Accelerating NVIDIA HPC Software with SVE on AWS Graviton3

Originally published at: Accelerating NVIDIA HPC Software with SVE on AWS Graviton3 | NVIDIA Technical Blog

The NVIDIA HPC SDK 22.7 now supports the AWS Gravition3 with auto-vectorization for the Scalable Vector Extension to the Arm architecture.

I am trying to reproduce the SPEC cpu2017 fpspeed results in this blog. Can you please share the build flags used for these runs?

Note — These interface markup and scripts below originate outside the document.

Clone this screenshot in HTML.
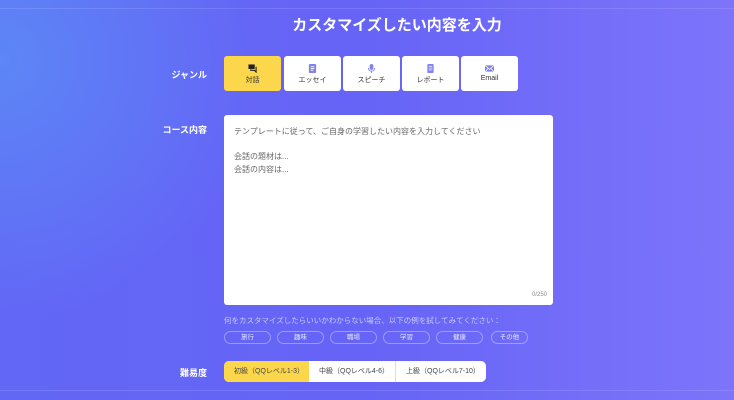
<!DOCTYPE html>
<html><head><meta charset="utf-8"><style>
*{margin:0;padding:0;box-sizing:border-box}
body{width:734px;height:400px;overflow:hidden;font-family:"Liberation Sans","Noto Sans CJK JP",sans-serif;
background:radial-gradient(ellipse 260px 260px at 0px 60px,#5d86f7 0%,rgba(93,134,247,0) 100%),linear-gradient(90deg,#6267f5 0%,#6664f6 50%,#7d74fb 100%);position:relative;color:#fff}
.line{position:absolute;left:0;right:0;height:1px;background:rgba(255,255,255,.12)}
.abs{position:absolute}
h1{position:absolute;left:0;width:734px;top:14px;text-align:center;font-size:15px;font-weight:bold;padding-left:60px}
.lbl{position:absolute;font-size:9px;font-weight:bold;width:50px;text-align:right}
.g{position:absolute;top:56px;width:57px;height:35px;background:#fff;border-radius:3px;color:#333;font-size:7px;text-align:center}
.g .ic{display:block;margin:8px auto 2px;width:9px;height:9px}
.g.sel{background:#fdd74b}
.ta{position:absolute;left:224px;top:115px;width:329px;height:190px;background:#fff;border-radius:3px;color:#666;font-size:8px;padding:11px 10px;line-height:12.5px}
.tag{position:absolute;top:331px;height:13px;border:1px solid rgba(255,255,255,.35);border-radius:7px;font-size:6.5px;text-align:center;line-height:11px;color:#e8e8ff}
.lv{position:absolute;top:361px;height:21px;background:#fff;border-radius:5px;left:224px;width:262px;display:flex;overflow:hidden;font-size:7px;color:#444}
.lv div{line-height:21px;padding-left:10px;border-right:1px solid #ddd}
</style></head><body>
<div class="line" style="top:8px"></div>
<div class="line" style="top:390px"></div>
<h1>カスタマイズしたい内容を入力</h1>
<div class="lbl" style="left:157px;top:68px">ジャンル</div>
<div class="g sel" style="left:224px"><svg class="ic" viewBox="0 0 10 10"><rect x="0.5" y="0.5" width="7" height="5" fill="#222"/><path d="M9 3v6l-2-2H3V6" fill="none" stroke="#222" stroke-width="1.2"/></svg>対話</div>
<div class="g" style="left:284px"><svg class="ic" viewBox="0 0 10 10"><rect x="1" y="0" width="8" height="10" rx="1" fill="#7f82ee"/><path d="M3 3h4M3 5h4M3 7h3" stroke="#fff"/></svg>エッセイ</div>
<div class="g" style="left:343px"><svg class="ic" viewBox="0 0 10 10"><rect x="3" y="0" width="4" height="6.5" rx="2" fill="#7f82ee"/><path d="M1.5 4.5a3.5 3.5 0 007 0M5 8v2" fill="none" stroke="#7f82ee"/></svg>スピーチ</div>
<div class="g" style="left:402px"><svg class="ic" viewBox="0 0 10 10"><rect x="1.5" y="0" width="7" height="10" rx="1" fill="#7f82ee"/><path d="M3 2.5h4M3 4.5h4M3 6.5h4" stroke="#fff" stroke-width=".8"/></svg>レポート</div>
<div class="g" style="left:461px"><svg class="ic" viewBox="0 0 10 10"><rect x="0" y="1.5" width="10" height="7" rx="1" fill="#7f82ee"/><path d="M0.5 2l4.5 4 4.5-4M0.5 8l3-3M9.5 8l-3-3" fill="none" stroke="#fff" stroke-width=".8"/></svg>Email</div>
<div class="lbl" style="left:157px;top:123px">コース内容</div>
<div class="ta">テンプレートに従って、ご自身の学習したい内容を入力してください<br><br>会話の題材は...<br>会話の内容は...<div class="abs" style="right:6px;bottom:4px;font-size:6px;color:#888">0/250</div></div>
<div class="abs" style="left:224px;top:315px;font-size:7.5px;color:#c9c9ff">何をカスタマイズしたらいいかわからない場合、以下の例を試してみてください：</div>
<div class="tag" style="left:224px;width:47px">旅行</div>
<div class="tag" style="left:277px;width:47px">趣味</div>
<div class="tag" style="left:330px;width:47px">職場</div>
<div class="tag" style="left:383px;width:47px">学習</div>
<div class="tag" style="left:436px;width:47px">健康</div>
<div class="tag" style="left:491px;width:37px">その他</div>
<div class="lbl" style="left:157px;top:366px">難易度</div>
<div class="lv"><div style="width:85px;background:#fdd74b;border:none">初級（QQレベル1-3）</div><div style="width:87px">中級（QQレベル4-6）</div><div style="width:90px;border:none">上級（QQレベル7-10）</div></div>
</body></html>
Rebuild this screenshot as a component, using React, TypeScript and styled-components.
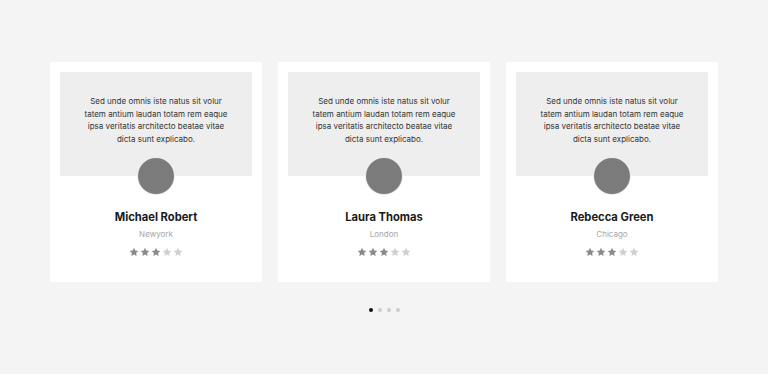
import styled, { createGlobalStyle } from "styled-components";

const GlobalStyle = createGlobalStyle`
  body {
    margin: 0;
    background-color: #f4f4f4;
    font-family: Inter, "Open Sans", sans-serif;
  }
`;

const Page = styled.div`
  display: flex;
  flex-direction: column;
  align-items: center;
  padding-top: 62px;
`;

const CardRow = styled.div`
  display: flex;
  gap: 16px;
`;

const Card = styled.div`
  width: 212px;
  height: 220px;
  box-sizing: border-box;
  padding: 10px;
  background-color: #ffffff;
  display: flex;
  flex-direction: column;
  align-items: center;
`;

const Quote = styled.div`
  width: 100%;
  height: 104px;
  box-sizing: border-box;
  padding: 23px 20px 0;
  background-color: #eeeeee;
  font-size: 8px;
  line-height: 12.6px;
  color: #333333;
  text-align: center;
`;

const Avatar = styled.div`
  width: 36px;
  height: 36px;
  margin-top: -18px;
  border-radius: 50%;
  background-color: #7b7b7b;
  box-shadow: 0 0 0 1px #ececec;
`;

const Name = styled.div`
  margin-top: 15px;
  font-size: 11.2px;
  line-height: 16px;
  font-weight: 700;
  color: #1a1a1a;
`;

const City = styled.div`
  margin-top: 3px;
  font-size: 8px;
  line-height: 12px;
  color: #a6a6a6;
`;

const Stars = styled.div`
  margin-top: 7px;
  display: flex;
  gap: 1px;
`;

const Dots = styled.div`
  display: flex;
  gap: 5px;
  margin-top: 26px;
`;

const Dot = styled.span<{ $active?: boolean }>`
  width: 4px;
  height: 4px;
  border-radius: 50%;
  background-color: ${(p) => (p.$active ? "#111111" : "#cccccc")};
`;

const Star = ({ on }: { on: boolean }) => (
  <svg width="10" height="10" viewBox="0 0 24 24">
    <path
      d="M12 1.8l3.1 6.6 7.2.9-5.3 5 1.4 7.1L12 18l-6.4 3.4 1.4-7.1-5.3-5 7.2-.9z"
      fill={on ? "#8a8a8a" : "#d0d0d0"}
    />
  </svg>
);

const people = [
  { name: "Michael Robert", city: "Newyork" },
  { name: "Laura Thomas", city: "London" },
  { name: "Rebecca Green", city: "Chicago" },
];

const quote =
  "Sed unde omnis iste natus sit volur tatem antium laudan totam rem eaque ipsa veritatis architecto beatae vitae dicta sunt explicabo.";

const App = () => {
  return (
    <>
      <GlobalStyle />
      <Page>
        <CardRow>
          {people.map((p) => (
            <Card key={p.name}>
              <Quote>{quote}</Quote>
              <Avatar />
              <Name>{p.name}</Name>
              <City>{p.city}</City>
              <Stars>
                {[0, 1, 2, 3, 4].map((i) => (
                  <Star key={i} on={i < 3} />
                ))}
              </Stars>
            </Card>
          ))}
        </CardRow>
        <Dots>
          <Dot $active />
          <Dot />
          <Dot />
          <Dot />
        </Dots>
      </Page>
    </>
  );
};

export default App;
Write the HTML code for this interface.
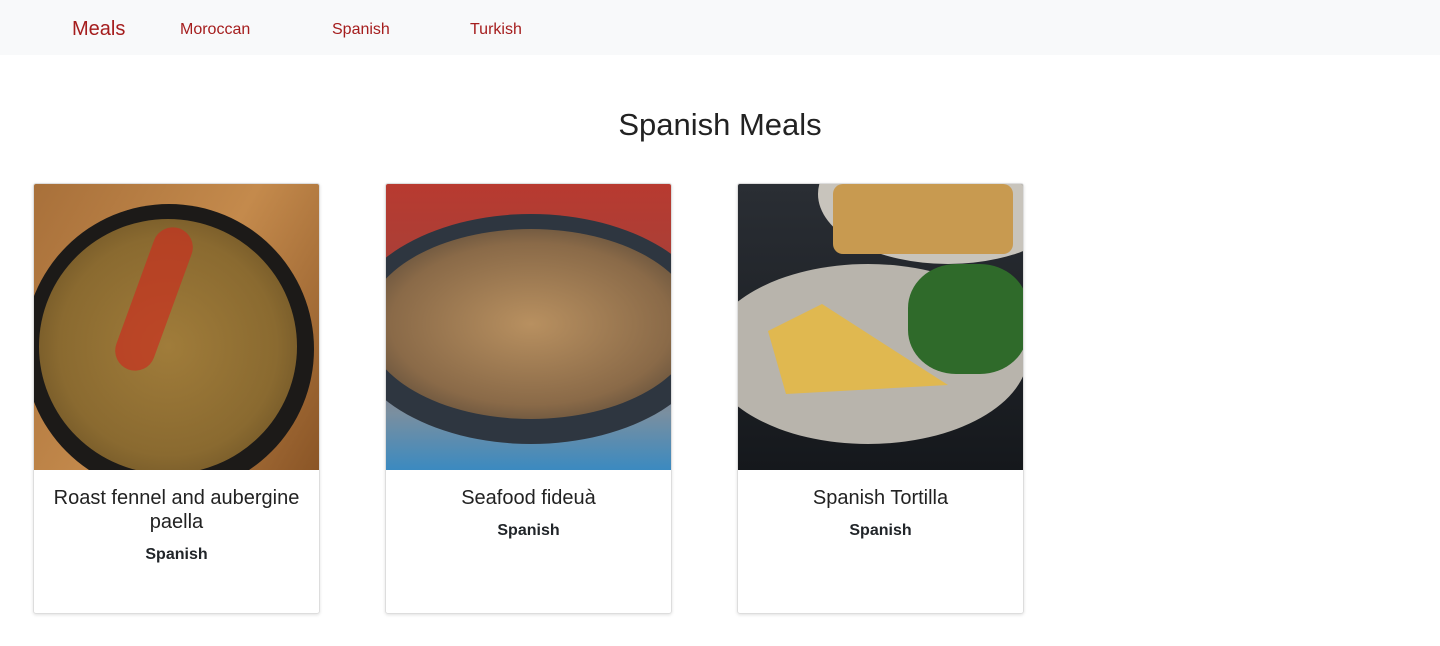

Thanks.

All results we measured on a single c7g-16xlarge AWS Graviton3 instance which has 64 cores.

For the GNU results, I started with the “Example-gcc-linux-aarch64.cfg” config file included with CPU2017 updating the optimization flags to:

OPTIMIZE = -Ofast -fallow-argument-mismatch -fopenmp -march=armv8.4-a+crypto+rcpc+sha3+sm4+sve+nodotprod -lm -fpermissive

For the NVHPC runs, I used the following config:

#######################################################################
teeout = yes
makeflags=-j 32

label         = nvhpc
tune          = base,peak
output_format = text
use_submit_for_speed = 1

fpspeed=default=default:
submit = $command
preENV_OMP_STACKSIZE=128M
preENV_MP_BIND=yes

default:
CC           = nvc
CXX          = nvc++
FC           = nvfortran

CC_VERSION_OPTION  = -V
CXX_VERSION_OPTION = -V
FC_VERSION_OPTION  = -V

#######################################################################
# Optimization
default=base=default:
OPTIMIZE     = -w -O3 -Mstack_arrays -static-nvidia -Mfprelaxed -tp neoverse-v1

fpspeed=default=default:
EXTRA_OPTIMIZE += -mp -DSPEC_OPENMP

default=default=default:
PORTABILITY = -DSPEC_LP64

500.perlbench_r,600.perlbench_s:
CPORTABILITY =  -DSPEC_LINUX_X64

507.cactuBSSN_r,607.cactuBSSN_s=default:
EXTRA_LDFLAGS+=-fortranlibs

521.wrf_r,621.wrf_s:
PORTABILITY = -DSPEC_CASE_FLAG
FPORTABILITY = -Mbyteswapio

527.cam4_r,627.cam4_s:
PORTABILITY = -DSPEC_CASE_FLAG

526.blender_r:
PORTABILITY += -D__STDC_LIMIT_MACROS

628.pop2_s:
PORTABILITY = -DSPEC_CASE_FLAG
FPORTABILITY = -Mbyteswapio

523.xalancbmk_r,623.xalancbmk_s:
CXXPORTABILITY=-DSPEC_LINUX

557.xz_r,657.xz_s:
CPORTABILITY+=-DSPEC_GCC_INITIALIZER_CAST

Let me know if you have issues or questions.

-Mat